The bill would apply to residential projects being built in the areas served by Winston Churchill, Walt Whitman, Thomas S. Wootton, Walter Johnson, Bethesda-Chevy Chase and Poolesville high schools, according to Riemer.

Riemer said affordable housing is needed in those school districts, where homes are typically priced at more than a half million dollars.

“Kids make more progress in their education living in a community that is higher income than kids in lower-income communities no matter what educational programs you try to bring to the schools,” Riemer said.

He noted that the council already required 15 percent MPDUs for new projects proposed in areas covered by the recently revised Westbard and Downtown Bethesda master plans.

He described the MPDU program as the “most effective achievement gap program.”

The MPDU program enables residents who qualify for the program based on their income to rent or buy apartments or houses at a price lower than other units in the new development.

Riemer said he’s not sure if the council would support the change. Council member Sidney Katz signed on as a co-sponsor Tuesday.

Riemer noted that if a change in a high school cluster’s population caused the numbers of students who receive free and reduced-price meals to surpass 15 percent, developers building there would no longer be required to meet the higher percentage of MPDUs.

Council member George Leventhal said during Tuesday’s council meeting that basing the policy on the free and reduced-price meals rate, which can change annually, might affect developers trying to obtain financing for projects that take years to complete.

Riemer said the meals rate in the high schools is “not likely to change significantly year to year.”

Council member Nancy Floreen introduced a bill at the end of October to require developers of fewer than 20 homes to contribute to the county’s Housing Initiative Fund. The fund provides money for affordable housing projects in the county.
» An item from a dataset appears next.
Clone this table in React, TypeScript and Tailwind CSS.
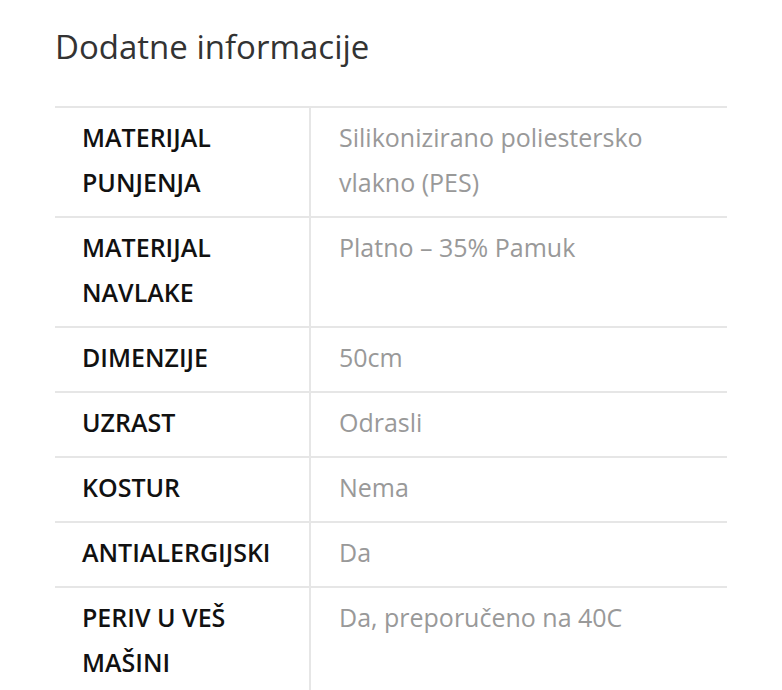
import React from "react";

type Row = { label: string; value: string };

const ROWS: Row[] = [
  { label: "MATERIJAL PUNJENJA", value: "Silikonizirano poliestersko vlakno (PES)" },
  { label: "MATERIJAL NAVLAKE", value: "Platno – 35% Pamuk" },
  { label: "DIMENZIJE", value: "50cm" },
  { label: "UZRAST", value: "Odrasli" },
  { label: "KOSTUR", value: "Nema" },
  { label: "ANTIALERGIJSKI", value: "Da" },
  { label: "PERIV U VEŠ MAŠINI", value: "Da, preporučeno na 40C" },
];

export default function App() {
  return (
    <div className="min-h-screen bg-white pl-[55px] pr-[55px] pt-[25px] font-['Open_Sans',sans-serif]">
      <h2 className="text-[33px] leading-[44px] font-normal text-[#333]">Dodatne informacije</h2>

      <table className="mt-[37px] w-full border-collapse">
        <tbody>
          {ROWS.map((r) => (
            <tr key={r.label} className="border-t-2 border-[#e6e6e6]">
              <th className="w-[255px] border-r-2 border-[#e6e6e6] pl-[27px] pr-4 pt-[7px] pb-[11px] text-left align-top text-[25px] leading-[45px] font-semibold text-[#111]">
                {r.label}
              </th>
              <td className="pl-[28px] pr-4 pt-[7px] pb-[11px] align-top text-[25px] leading-[45px] text-[#999]">
                {r.value}
              </td>
            </tr>
          ))}
        </tbody>
      </table>
    </div>
  );
}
She said the contributions might be based on the value of the homes built in the development, but hasn’t yet settled on a formula. The council will work through those details as it takes up the legislation in committee sessions, she said.

She said she introduced the bill to make sure developers of smaller projects are paying their fair share for affordable housing.

“There’s a tremendous need and most of the new homes being constructed are not inexpensive,” Floreen said.